Having concluded by this somewhat tortured reasoning that Ohio has created a property right in the respondents in these cases, the Court naturally proceeds to inquire what process is “due” before the respondents may be divested of *562that right. This customary “balancing” inquiry conducted by the Court in these cases reaches a result that is quite unobjectionable, but it seems to me that it is devoid of any principles which will either instruct or endure. The balance is simply an ad hoc weighing which depends to a great extent upon how the Court subjectively views the underlying interests at stake. The results in previous cases and in these cases have been quite unpredictable. To paraphrase Justice Black, today’s balancing act requires a “pretermination opportunity to respond” but there is nothing that indicates what tomorrow’s will be. Goldberg v. Kelly, 397 U. S. 254, 276 (1970) (Black, J., dissenting). The results from today’s balance certainly do not jibe with the result in Goldberg or Mathews v. Eldridge, 424 U. S. 319 (1976). The lack of *563any principled standards in this area means that these procedural due process cases will recur time and again. Every different set of facts will present a new issue on what process was due and when.
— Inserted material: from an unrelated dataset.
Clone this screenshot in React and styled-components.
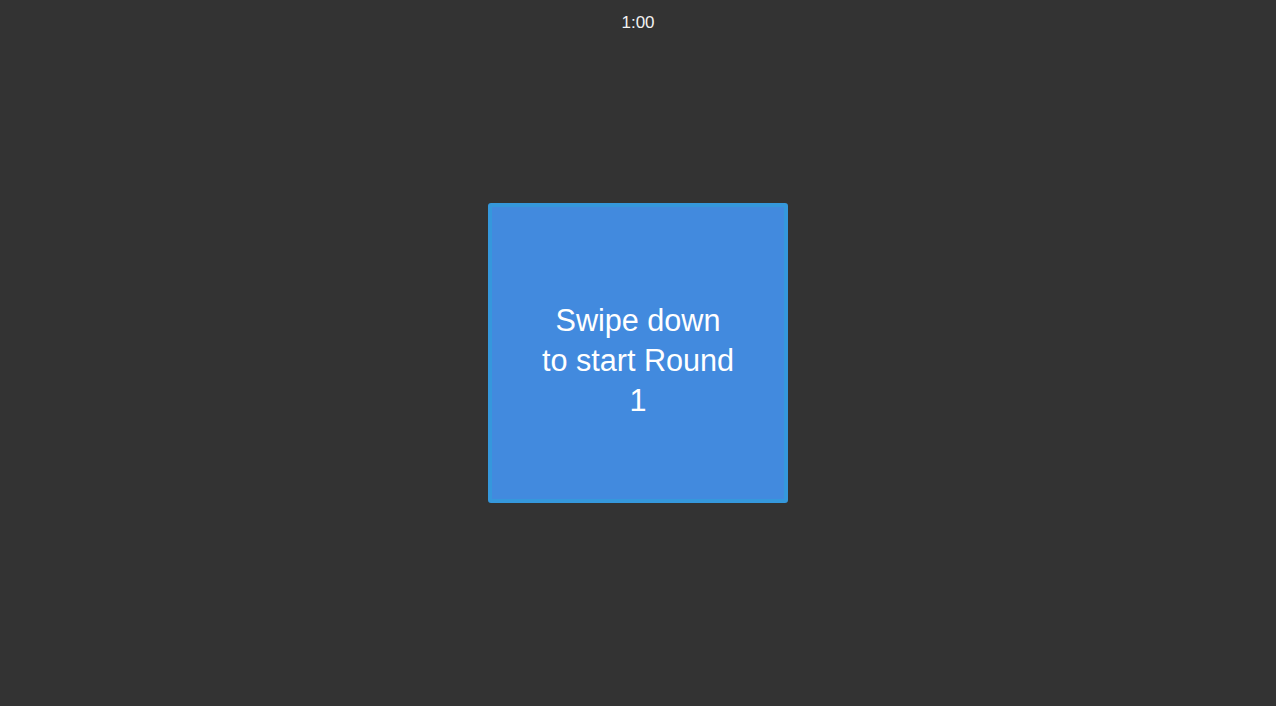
import React from "react";
import styled, { createGlobalStyle } from "styled-components";

const Global = createGlobalStyle`
  html, body { margin: 0; padding: 0; background: #333333; }
  body { font-family: "Liberation Sans", Arial, sans-serif; }
`;

const Page = styled.div`
  height: 100vh;
  display: grid;
  grid-template-rows: 1fr auto 1fr;
  justify-items: center;
  background: #333333;
`;

const Timer = styled.div`
  align-self: start;
  padding-top: 13px;
  font-size: 17px;
  line-height: 20px;
  color: #f2f2f2;
`;

const Card = styled.div`
  width: 300px;
  height: 300px;
  box-sizing: border-box;
  border: 4px solid #3598dc;
  border-radius: 3px;
  background: #428ade;
  display: flex;
  align-items: center;
  justify-content: center;
  padding: 14px 20px 0;
`;

const Message = styled.div`
  color: #ffffff;
  font-size: 30.6px;
  line-height: 40px;
  text-align: center;
`;

export default function App() {
  return (
    <>
      <Global />
      <Page>
        <Timer>1:00</Timer>
        <Card>
          <Message>
            Swipe down
            <br />
            to start Round
            <br />1
          </Message>
        </Card>
        <div />
      </Page>
    </>
  );
}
One way to avoid this subjective and varying interpretation of the Due Process Clause in cases such as these is to hold that one who avails himself of government entitlements accepts the grant of tenure along with its inherent limitations.
Because I believe that the Fourteenth Amendment of the United States Constitution does not support the conclusion that Ohio’s effort to confer a limited form of tenure upon respondents resulted in the creation of a “property right” in their employment, I dissent.